In 1950 Hofstadter left Princeton to become Associate Professor
of Physics at Stanford University where he initiated a program on
the scattering of energetic electrons from the linear
accelerator, invented by W. W. Hansen, which was then under
construction. While building equipment for the
electron-scattering experiments, he continued working on
scintillation counters and developed new detectors for neutrons
and X-rays. High-speed inorganic (CsF) and useful Cerenkov (TlCl)
counters were discovered at Stanford. Other studies carried out
in the early years at Stanford were concerned with cosmic rays
and with cascade showers generated by high-speed electrons.
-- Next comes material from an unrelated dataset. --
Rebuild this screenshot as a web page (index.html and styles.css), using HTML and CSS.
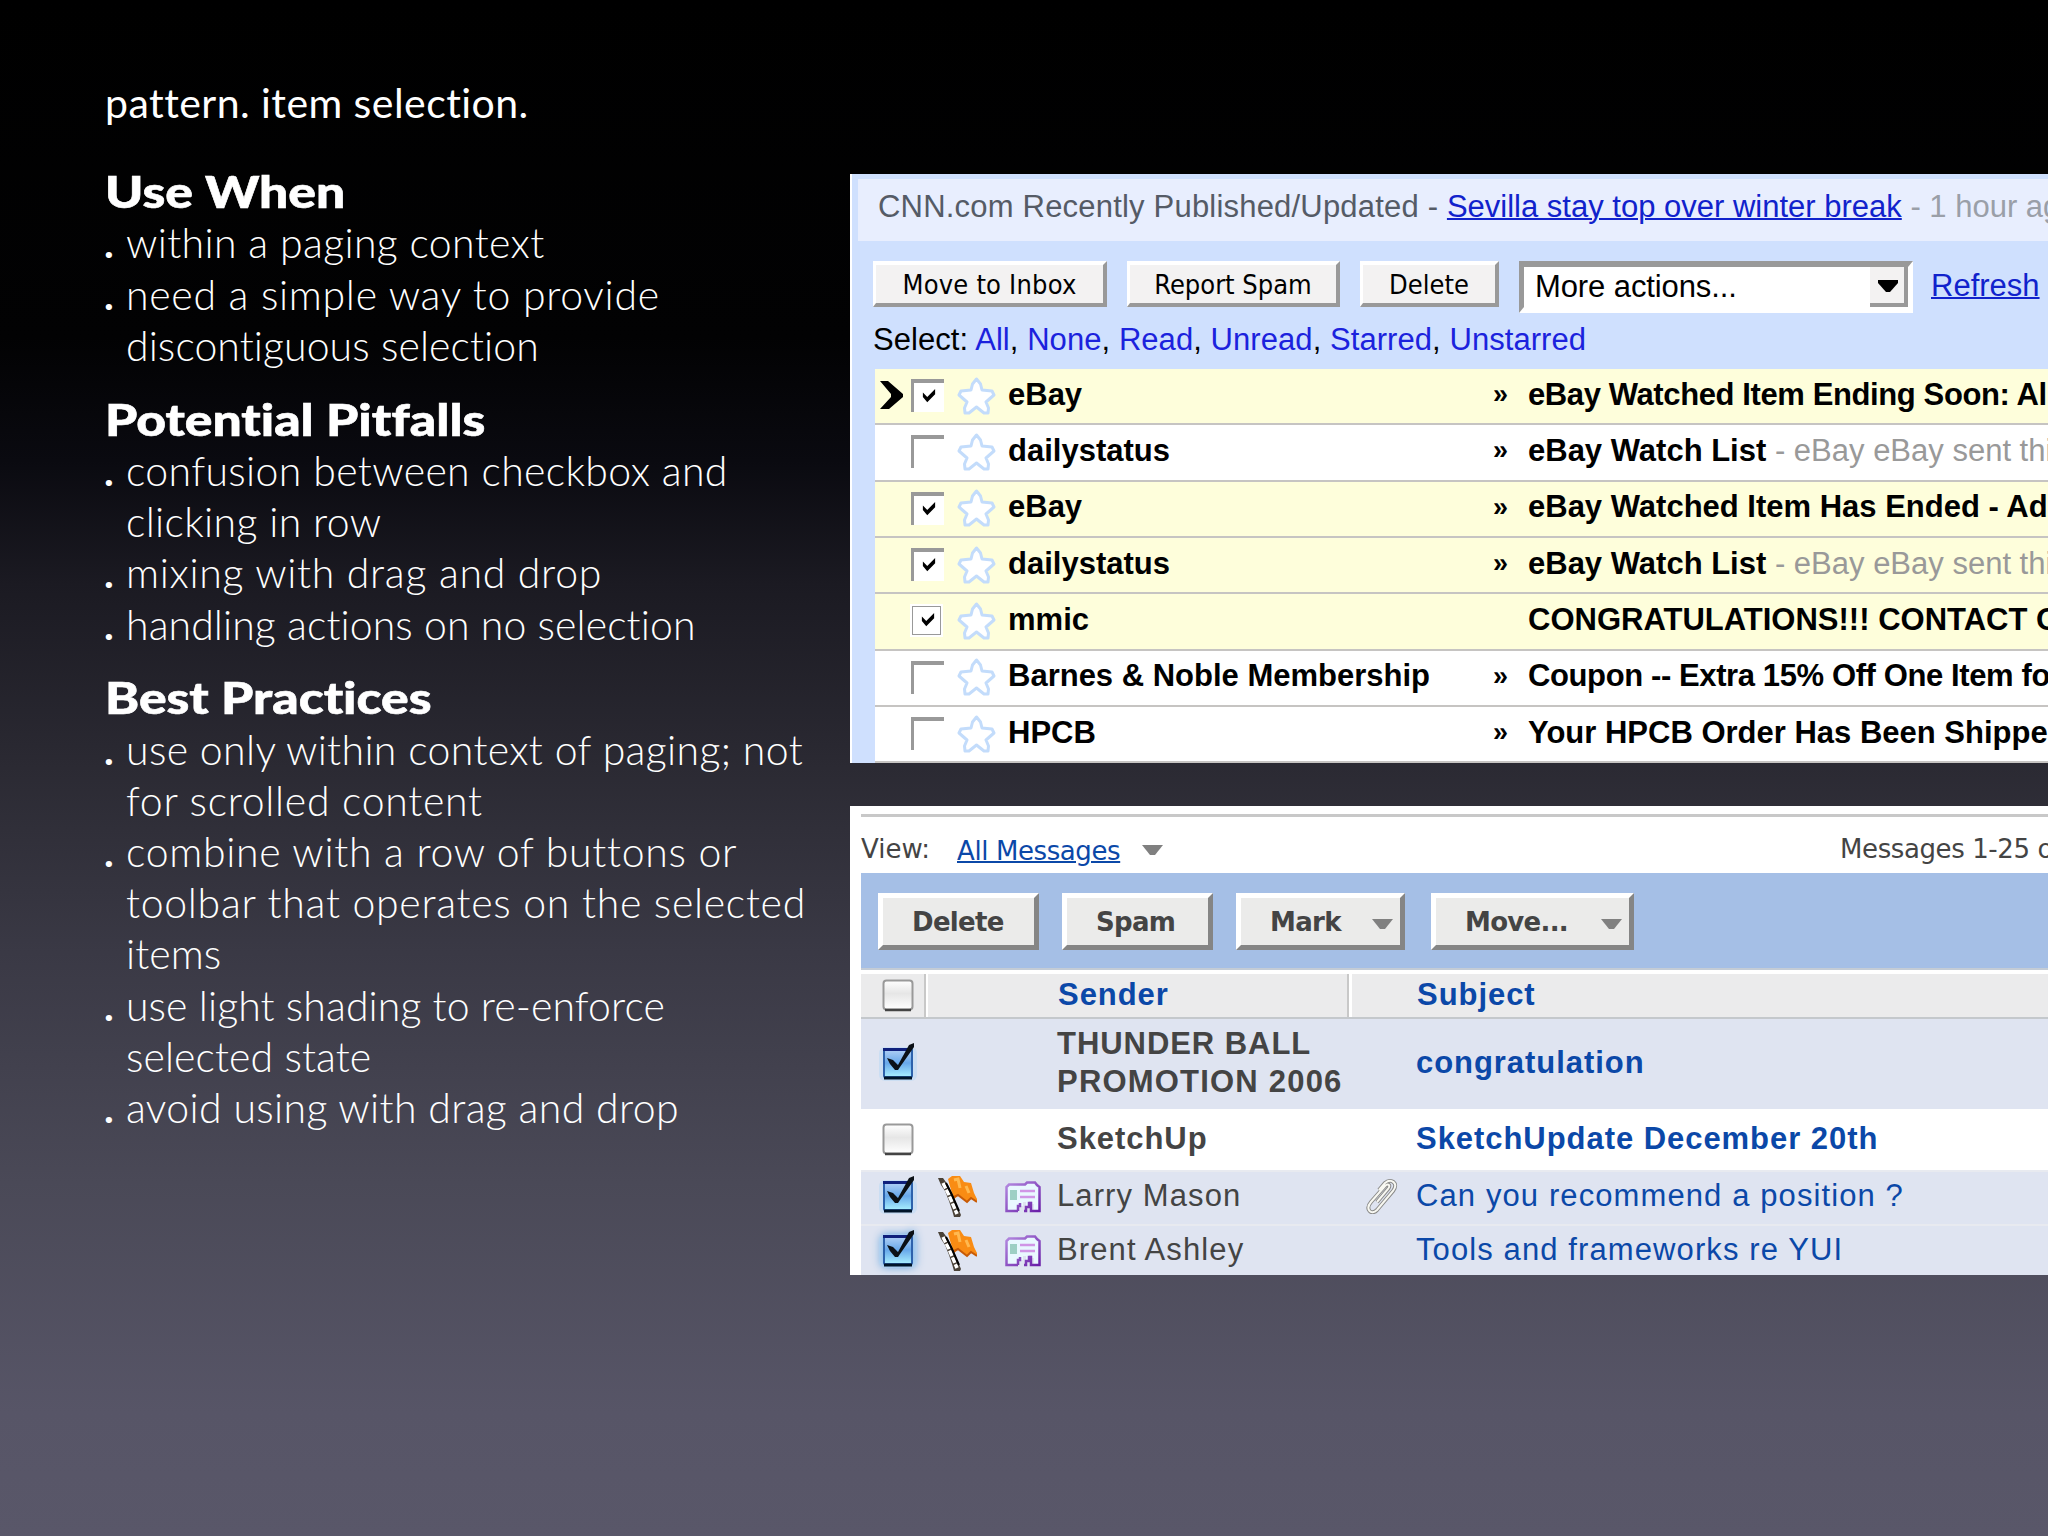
FILE: index.html
```
<!DOCTYPE html>
<html>
<head>
  <meta charset="utf-8">
  <title>pattern. item selection.</title>
  <link rel="stylesheet" href="styles.css">
</head>
<body>
  <svg class="defs" width="0" height="0">
    <defs>
      <linearGradient id="offFill" x1="0" y1="0" x2="0" y2="1">
        <stop offset="0" stop-color="#fff"/>
        <stop offset=".45" stop-color="#e6e6e6"/>
        <stop offset="1" stop-color="#fff"/>
      </linearGradient>
      <linearGradient id="onFill" x1="0" y1="0" x2="0" y2="1">
        <stop offset="0" stop-color="#b4d2f6"/>
        <stop offset=".5" stop-color="#68a8ea"/>
        <stop offset="1" stop-color="#a9f0ff"/>
      </linearGradient>
      <linearGradient id="cardEdge" x1="0" y1="0" x2="1" y2="1">
        <stop offset="0" stop-color="#b48ae0"/>
        <stop offset="1" stop-color="#6a1fa8"/>
      </linearGradient>
      <symbol id="star" viewBox="0 0 39 39">
        <path d="M19.500 2L23.500 7L25 13L35 14L37 18L29 25L31.500 31L31 36H27L19.500 30L12 36H8L7.500 31L10 25L2 18L4 14L14 13L15.500 7Z" fill="#fff" stroke="#c3dcfb" stroke-width="3" stroke-linejoin="round"/>
      </symbol>
      <symbol id="tick" viewBox="0 0 16 16">
        <path d="M1 4L6 9L15 0V6L6 15L1 9Z" fill="#000"/>
      </symbol>
      <symbol id="off" viewBox="0 0 40 44">
        <rect x="5.500" y="5.500" width="29" height="29" rx="3" fill="url(#offFill)" stroke="#999" stroke-width="2"/>
        <path d="M7 35H33" stroke="#444" stroke-width="2.500"/>
      </symbol>
      <symbol id="on" viewBox="0 0 40 44">
        <rect x="1" y="5" width="38" height="34" rx="6" fill="#b4d6f6" opacity=".45"/>
        <rect x="6" y="7" width="28" height="28" rx="1" fill="url(#onFill)" stroke="#2d62ac" stroke-width="2"/>
        <path d="M5 7.500H31" stroke="#10207c" stroke-width="3"/>
        <path d="M6 36H34" stroke="#001428" stroke-width="3"/>
        <path d="M9 16L15 18L20 23L31 3L36 1V5L22 25L20 28L17 28L12 22Z" fill="#0b1016"/>
      </symbol>
      <symbol id="flag" viewBox="0 0 39 41">
        <path d="M10 3L14 0H22L26 6L33 7L36 17L39 23V26L33 22L29 26L21 19L16 23L13 14Z" fill="#f98c14"/>
        <path d="M14 22L20 19L29 26L33 22L39 26" fill="none" stroke="#c75a06" stroke-width="2"/>
        <path d="M16 4L20 3L22 12M28 10L31 17" fill="none" stroke="#ffb950" stroke-width="3"/>
        <path d="M0 2H5L10 9L14 17L18 27L23 39L22 41H16L14 34L11 25L7 15L3 9Z" fill="#4a4238"/>
        <path d="M5 7L11 19L19 38" fill="none" stroke="#fff" stroke-width="3.500" stroke-dasharray="6 1.500"/>
        <path d="M8 7L14 19L21 35" fill="none" stroke="#000" stroke-width="2"/>
      </symbol>
      <symbol id="card" viewBox="0 0 36 32">
        <path d="M1.500 30V6L4 3.500H20L22 1.500H30L32 4L34.500 6V30H29V23H27V20H24V25H21V21H18V25H14V30Z" fill="#e9f8ff" stroke="none"/>
        <path d="M13 30H1.500V6L4 3.500H20L22 1.500H30L32 4L34.500 6V30H26V22H24V26H21V30H19M13 30V25H15V22" fill="none" stroke="url(#cardEdge)" stroke-width="2.500"/>
        <path d="M5 9H12V19H5Z" fill="#9dcfc4"/>
        <path d="M15 10H30M15 16H30" stroke="#d096e6" stroke-width="2.500"/>
      </symbol>
      <symbol id="clip" viewBox="0 0 32 35">
        <path d="M11 23L22 10C25 6 22 4 19 7L5 23C-1 30 5 37 11 31L27 12C33 4 25 -1 19 4L13 11" fill="none" stroke="#8a8a88" stroke-width="4"/>
        <path d="M11 23L22 10C25 6 22 4 19 7L5 23C-1 30 5 37 11 31L27 12C33 4 25 -1 19 4L13 11" fill="none" stroke="#f8f8f2" stroke-width="2"/>
      </symbol>
    </defs>
  </svg>

  <div class="slide">
    <div class="notes">
      <h1>pattern. item selection.</h1>

      <h2>Use When</h2>
      <ul>
        <li>within a paging context</li>
        <li><span class="wide">need a simple way to provide</span><br><span class="tight">discontiguous selection</span></li>
      </ul>

      <h2>Potential Pitfalls</h2>
      <ul>
        <li>confusion between checkbox and<br>clicking in row</li>
        <li class="wide">mixing with drag and drop</li>
        <li class="tight">handling actions on no selection</li>
      </ul>

      <h2>Best Practices</h2>
      <ul>
        <li>use only within context of paging; not<br><span class="wide">for scrolled content</span></li>
        <li class="wide">combine with a row of buttons or<br>toolbar that operates on the selected<br><span class="tight">items</span></li>
        <li class="tight">use light shading to re-enforce<br>selected state</li>
        <li>avoid using with drag and drop</li>
      </ul>
    </div>

    <div class="shots">
      <div class="gmail">
        <div class="clip-bar"><span class="feed">CNN.com Recently Published/Updated -</span> <a href="#">Sevilla stay top over winter break</a> <span class="ago">- 1 hour ago</span></div>
        <div class="actions">
          <button class="g-btn inbox">Move to Inbox</button>
          <button class="g-btn spam">Report Spam</button>
          <button class="g-btn delete">Delete</button>
          <div class="g-select">More actions...<i><svg width="20" height="12" viewBox="0 0 20 12"><path d="M0 0H20V3L12 12H8L0 3Z"/></svg></i></div>
          <a href="#">Refresh</a>
        </div>
        <div class="select-line">Select: <b>All</b>, <b>None</b>, <b>Read</b>, <b>Unread</b>, <b>Starred</b>, <b>Unstarred</b></div>
        <div class="g-list">
          <div class="g-row sel">
            <svg class="cursor" viewBox="0 0 23 28"><path d="M0 0H8L23 13V16L9 28H0L11 16V13Z"/></svg>
            <span class="box"><svg><use href="#tick"/></svg></span>
            <svg class="star"><use href="#star"/></svg>
            <span class="from">eBay</span><span class="raquo">»</span>
            <span class="subj snug">eBay Watched Item Ending Soon: All</span>
          </div>
          <div class="g-row">
            <span class="box"></span>
            <svg class="star"><use href="#star"/></svg>
            <span class="from">dailystatus</span><span class="raquo">»</span>
            <span class="subj">eBay Watch List <em>- eBay eBay sent this</em></span>
          </div>
          <div class="g-row sel">
            <span class="box"><svg><use href="#tick"/></svg></span>
            <svg class="star"><use href="#star"/></svg>
            <span class="from">eBay</span><span class="raquo">»</span>
            <span class="subj">eBay Watched Item Has Ended - Add</span>
          </div>
          <div class="g-row sel">
            <span class="box"><svg><use href="#tick"/></svg></span>
            <svg class="star"><use href="#star"/></svg>
            <span class="from">dailystatus</span><span class="raquo">»</span>
            <span class="subj">eBay Watch List <em>- eBay eBay sent this</em></span>
          </div>
          <div class="g-row sel">
            <span class="box focus"><svg><use href="#tick"/></svg></span>
            <svg class="star"><use href="#star"/></svg>
            <span class="from">mmic</span><span class="raquo"></span>
            <span class="subj">CONGRATULATIONS!!! CONTACT OUR</span>
          </div>
          <div class="g-row">
            <span class="box"></span>
            <svg class="star"><use href="#star"/></svg>
            <span class="from">Barnes &amp; Noble Membership</span><span class="raquo">»</span>
            <span class="subj snug">Coupon -- Extra 15% Off One Item for</span>
          </div>
          <div class="g-row">
            <span class="box"></span>
            <svg class="star"><use href="#star"/></svg>
            <span class="from">HPCB</span><span class="raquo">»</span>
            <span class="subj">Your HPCB Order Has Been Shipped</span>
          </div>
        </div>
      </div>

      <div class="yahoo">
        <div class="view-bar">
          <span class="label">View:</span>
          <a href="#">All Messages</a>
          <svg class="tri"><path d="M0 0H21L13 10H8Z"/></svg>
          <span class="count">Messages 1-25 of</span>
        </div>
        <div class="toolbar">
          <button class="y-btn del">Delete</button>
          <button class="y-btn junk">Spam</button>
          <button class="y-btn mark">Mark<svg class="tri"><path d="M0 0H21L13 10H8Z"/></svg></button>
          <button class="y-btn move">Move...<svg class="tri"><path d="M0 0H21L13 10H8Z"/></svg></button>
        </div>
        <div class="y-row head">
          <span class="c-check"><svg><use href="#off"/></svg></span>
          <span class="c-from">Sender</span>
          <span class="c-subj">Subject</span>
        </div>
        <div class="y-row tall on">
          <span class="c-check"><svg><use href="#on"/></svg></span>
          <span class="c-flag"></span><span class="c-card"></span>
          <span class="c-from">THUNDER BALL<br><span class="promo">PROMOTION 2006</span></span>
          <span class="c-clip"></span>
          <span class="c-subj">congratulation</span>
        </div>
        <div class="y-row plain">
          <span class="c-check"><svg><use href="#off"/></svg></span>
          <span class="c-flag"></span><span class="c-card"></span>
          <span class="c-from">SketchUp</span>
          <span class="c-clip"></span>
          <span class="c-subj">SketchUpdate December 20th</span>
        </div>
        <div class="y-row on read">
          <span class="c-check"><svg><use href="#on"/></svg></span>
          <span class="c-flag"><svg><use href="#flag"/></svg></span>
          <span class="c-card"><svg><use href="#card"/></svg></span>
          <span class="c-from">Larry Mason</span>
          <span class="c-clip"><svg><use href="#clip"/></svg></span>
          <span class="c-subj">Can you recommend a position ?</span>
        </div>
        <div class="y-row on read last">
          <span class="c-check hover"><svg><use href="#on"/></svg></span>
          <span class="c-flag"><svg><use href="#flag"/></svg></span>
          <span class="c-card"><svg><use href="#card"/></svg></span>
          <span class="c-from">Brent Ashley</span>
          <span class="c-clip"></span>
          <span class="c-subj">Tools and frameworks re YUI</span>
        </div>
      </div>
    </div>
  </div>
</body>
</html>
```
FILE: styles.css
```
* {
  box-sizing: border-box;
}

body {
  margin: 0;
  width: 2048px;
  height: 1536px;
  overflow: hidden;
  background: linear-gradient(#000 0, #020203 22%, #0a0a10 30%, #1b1a22 38%, #2b2a33 50%, #3a3945 62%, #4a4957 77%, #575567 92%, #595769 100%);
  font-family: "Liberation Sans", Arial, sans-serif;
}

.defs {
  position: absolute;
}

a {
  color: #1122cc;
  text-decoration-thickness: 2px;
}

button {
  margin: 0;
  padding: 0;
}

.slide {
  display: flex;
  width: 2048px;
  height: 1536px;
  overflow: hidden;
}

/* left column */

.notes {
  flex: none;
  width: 850px;
  padding: 77px 0 0 105px;
  color: #fff;
  font-family: Lato, "Gill Sans", sans-serif;
  font-variant-ligatures: none;
  line-height: 51.2px;
  white-space: nowrap;
}

.notes h1 {
  margin: 0 0 38px;
  font-size: 41px;
  font-weight: 400;
  line-height: 51.2px;
  letter-spacing: .45px;
}

.notes h2 {
  width: 400px;
  margin: 0;
  font-size: 43px;
  font-weight: 900;
  line-height: 51.2px;
  transform: scaleX(1.2);
  transform-origin: 0 0;
  -webkit-text-stroke: .6px #fff;
}

.notes ul {
  margin: 0 0 22.7px;
  padding: 0 0 0 21px;
  list-style: none;
  font-size: 41px;
  font-weight: 300;
  letter-spacing: .35px;
}

.notes li::before {
  content: ".";
  float: left;
  margin-left: -22px;
  font-weight: 700;
}

.wide {
  letter-spacing: .7px;
}

.tight {
  letter-spacing: .08px;
}

/* right column */

.shots {
  flex: none;
  width: 1198px;
  padding-top: 174px;
  overflow: hidden;
  white-space: nowrap;
  font-size: 31px;
}

.gmail {
  height: 589px;
  border-left: 2px solid #fff;
  background: #cfe0fe;
  overflow: hidden;
}

.clip-bar {
  height: 62px;
  margin: 5px 0 0 6px;
  padding-left: 20px;
  background: #e8eefe;
  color: #555b66;
  line-height: 56px;
}

.feed {
  letter-spacing: .2px;
}

.ago {
  color: #9a9fa8;
}

.actions {
  display: flex;
  margin: 20px 0 0 21px;
  height: 52px;
}

.actions a {
  margin-left: 18px;
  line-height: 50px;
}

.g-btn {
  height: 46px;
  margin-right: 20px;
  padding-top: 1px;
  border: solid;
  border-width: 4px 4px 4px 3px;
  border-color: #fff #999 #999 #fff;
  background: #f3f2f2;
  font: 27px/36px "DejaVu Sans Condensed", "DejaVu Sans", sans-serif;
  font-stretch: condensed;
}

.inbox { width: 234px; letter-spacing: .2px; }
.spam { width: 213px; }
.delete { width: 139px; }

.g-select {
  display: flex;
  justify-content: space-between;
  width: 394px;
  height: 52px;
  padding-left: 11px;
  border: solid;
  border-width: 6px 5px 6px 5px;
  border-color: #999 #fff #fff #999;
  background: #fff;
  line-height: 39px;
  letter-spacing: -.1px;
}

.g-select i {
  width: 38px;
  height: 40px;
  padding: 13px 0 0 8px;
  border: solid;
  border-width: 0 4px 4px 0;
  border-color: #999;
  background: #f3f2f2;
  line-height: 0;
}

.select-line {
  height: 56px;
  padding-left: 21px;
  line-height: 54px;
  letter-spacing: .06px;
}

.select-line b {
  color: #1b22dd;
  font-weight: 400;
}

.g-list {
  display: grid;
  grid-template-rows: repeat(7, 56.33px);
  margin-left: 23px;
}

.g-row {
  display: flex;
  align-items: center;
  padding: 0 0 3px 36px;
  border-bottom: 2px solid #c6c4c2;
  background: #fff;
  font-weight: 700;
}

.g-row.sel {
  background: #fefedb;
}

.cursor {
  width: 23px;
  height: 28px;
  margin: 1px 8px 0 -31px;
}

.box {
  width: 33px;
  height: 33px;
  margin-top: 2px;
  padding: 6px 0 0 7px;
  border: solid;
  border-width: 4px 0 0 3px;
  border-color: #999;
  background: #fff;
  line-height: 0;
}

.box svg {
  width: 16px;
  height: 14px;
}

.g-row:not(.sel) .box {
  background: none;
}

.box.focus {
  width: 31px;
  height: 31px;
  margin-right: 2px;
  border-width: 2px;
  outline: 2px solid #fff;
  outline-offset: -1px;
}

.star {
  width: 39px;
  height: 39px;
  margin: 3px 12px 0 13px;
}

.from {
  width: 485px;
}

.raquo {
  width: 35px;
  font-size: 27px;
}

.snug {
  letter-spacing: -.39px;
}

.subj em {
  color: #999;
  font-style: normal;
  font-weight: 400;
}

/* second shot */

.yahoo {
  height: 469px;
  margin-top: 43px;
  padding: 8px 0 0 11px;
  background: #fff;
  color: #444;
  overflow: hidden;
}

.view-bar {
  display: flex;
  height: 59px;
  border-top: 3px solid #c8c8c8;
  font: 26px/65px "DejaVu Sans", Verdana, sans-serif;
  letter-spacing: -.4px;
}

.view-bar .label {
  flex: none;
  width: 96px;
  letter-spacing: 0;
}

.view-bar a {
  flex: none;
  width: 164px;
  color: #0b48a8;
  line-height: 68px;
}

.view-bar .tri {
  margin: 28px 0 0 21px;
}

.view-bar .count {
  margin-left: 677px;
}

.tri {
  flex: none;
  width: 21px;
  height: 11px;
  fill: #808080;
}

.toolbar {
  display: flex;
  height: 97px;
  padding: 20px 0 0 17px;
  border-bottom: 2px solid #c4ccd6;
  background: #a5bfe6;
}

.y-btn {
  display: flex;
  height: 57px;
  padding-left: 29px;
  border: 5px solid;
  border-color: #fff #858585 #858585 #fff;
  background: #ebebea;
  color: #444;
  font: 700 26px/49px "DejaVu Sans", Verdana, sans-serif;
  letter-spacing: -.7px;
}

.y-btn .tri {
  margin: 21px 0 0 auto;
}

.del { width: 161px; margin-right: 23px; }
.junk { width: 151px; margin-right: 23px; }
.mark { width: 169px; margin-right: 26px; padding-right: 7px; }
.move { width: 203px; padding-right: 7px; }

.y-row {
  display: flex;
  align-items: center;
  background: #fff;
  color: #444;
  font-weight: 700;
  line-height: 38.5px;
  letter-spacing: .95px;
}

.y-row.on {
  background: #dfe4f1;
}

.head {
  height: 49px;
  border-top: 4px solid #fff;
  border-bottom: 2px solid #c4c8cc;
  background: #ebebec;
  color: #0b48a8;
  line-height: 42px;
}

.head .c-check {
  width: 65px;
  border-right: 2px solid #c8c8c8;
}

.head .c-from {
  width: 423px;
  height: 100%;
  padding-left: 130px;
  border-left: 2px solid #fff;
  border-right: 2px solid #c8c8c8;
}

.head .c-subj {
  height: 100%;
  padding-left: 65px;
  border-left: 3px solid #fff;
}

.tall { height: 90px; padding-bottom: 2px; }
.plain { height: 61px; }
.read { height: 54px; padding-bottom: 4px; border-top: 2px solid #e8eaf0; font-weight: 400; letter-spacing: 1.1px; }
.last { height: 53px; padding-bottom: 3px; }

.promo {
  letter-spacing: 1.2px;
}

.y-row svg {
  display: block;
}

.c-check { width: 77px; padding-left: 17px; }
.c-check svg { width: 40px; height: 44px; }
.c-flag { width: 67px; }
.c-flag svg { width: 39px; height: 41px; }
.c-card { width: 52px; }
.c-card svg { width: 36px; height: 32px; }
.c-from { width: 309px; }
.c-clip { width: 50px; }
.c-clip svg { width: 32px; height: 35px; }
.c-subj { color: #0b48a8; }

.c-check svg, .c-card svg {
  position: relative;
  top: 1px;
}

.hover {
  filter: drop-shadow(0 0 4px #5aa0dc);
}
```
After 1953 electron-scattering measurements became Hofstadter's
principal interest. With students and colleagues he investigated
the charge distribution in atomic nuclei and afterwards the
charge and magnetic moment distributions in the proton and
neutron. The electron-scattering method was used to find the size
and surface thickness parameters of nuclei. Many of the principal
results on the proton and neutron were obtained in the years
1954-1957. Since 1957 emphasis in the research program has been
placed on making more precise studies of the nucleon form
factors. This work is still in progress.
Hofstadter was elected to the National Academy of Sciences (U.S.A.) in 1958
and was named California Scientist of the Year in 1959. He has
also been a Guggenheim Fellow (1958 - 1959) and spent one year at
CERN in Geneva,
Switzerland, on sabbatical leave.
In 1942 he married Nancy Givan of Baltimore, Maryland, and they
have a son, Douglas, and two daughters, Laura and Mary.
From Nobel Lectures, Physics 1942-1962, Elsevier Publishing Company, Amsterdam, 1964
This autobiography/biography was written at the time of the award and first published in the book series Les Prix Nobel. It was later edited and republished in Nobel Lectures. To cite this document, always state the source as shown above.
Robert Hofstadter died on November 17, 1990.